15. The first server of claim 13, wherein to convert the user authentication token into a proxy token that is not convertible back to the user authentication token, the proxy token generator is configured to:

perform a first cryptographic hash over the nonce to generate a first hash; and

form the proxy token to include the data, the first hash, and the asymmetric digital signature.

16. A method in an identity provider, comprising:

receiving a request for a user authentication token from a client device for a user to use to access a first service;

generating the user authentication token to include data, a nonce that is a random number, and an asymmetric digital signature of the data and the nonce; and

forwarding the user authentication token to the client device, the user authentication token configured to be usable to authenticate the user, to enable the user to access the first service.

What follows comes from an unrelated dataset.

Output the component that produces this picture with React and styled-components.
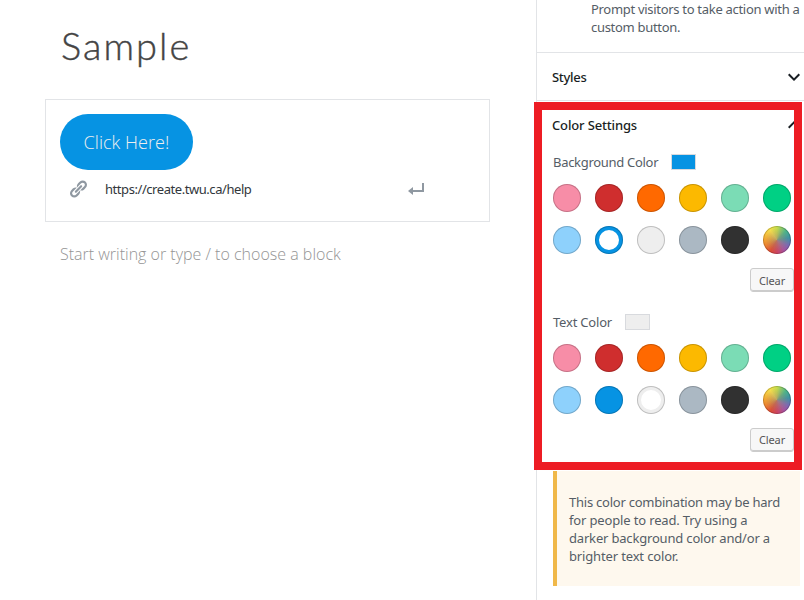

17. The method of claim 16, wherein said generating comprises:

performing a first cryptographic hash over the nonce to generate a first hash;

performing a second cryptographic hash over the first hash and the data to generate a second hash; and

digitally signing the second hash according to an asymmetric signature algorithm.

18. The method of claim 17, wherein said digitally signing comprises:

digitally signing the second hash according to an asymmetric signature algorithm using a private key of a public and private key-pair associated with the user.

19. The method of claim 17, wherein the user authentication token is convertible into a proxy token that is not convertible back to the user authentication token by:

performing a first cryptographic hash over the nonce to generate a first hash; and

forming the proxy token to include the data, the first hash, and the asymmetric digital signature.

20. The method of claim 19, wherein the proxy token can be forwarded to a second service by the first service for authentication of the user to enable the user to access the second service.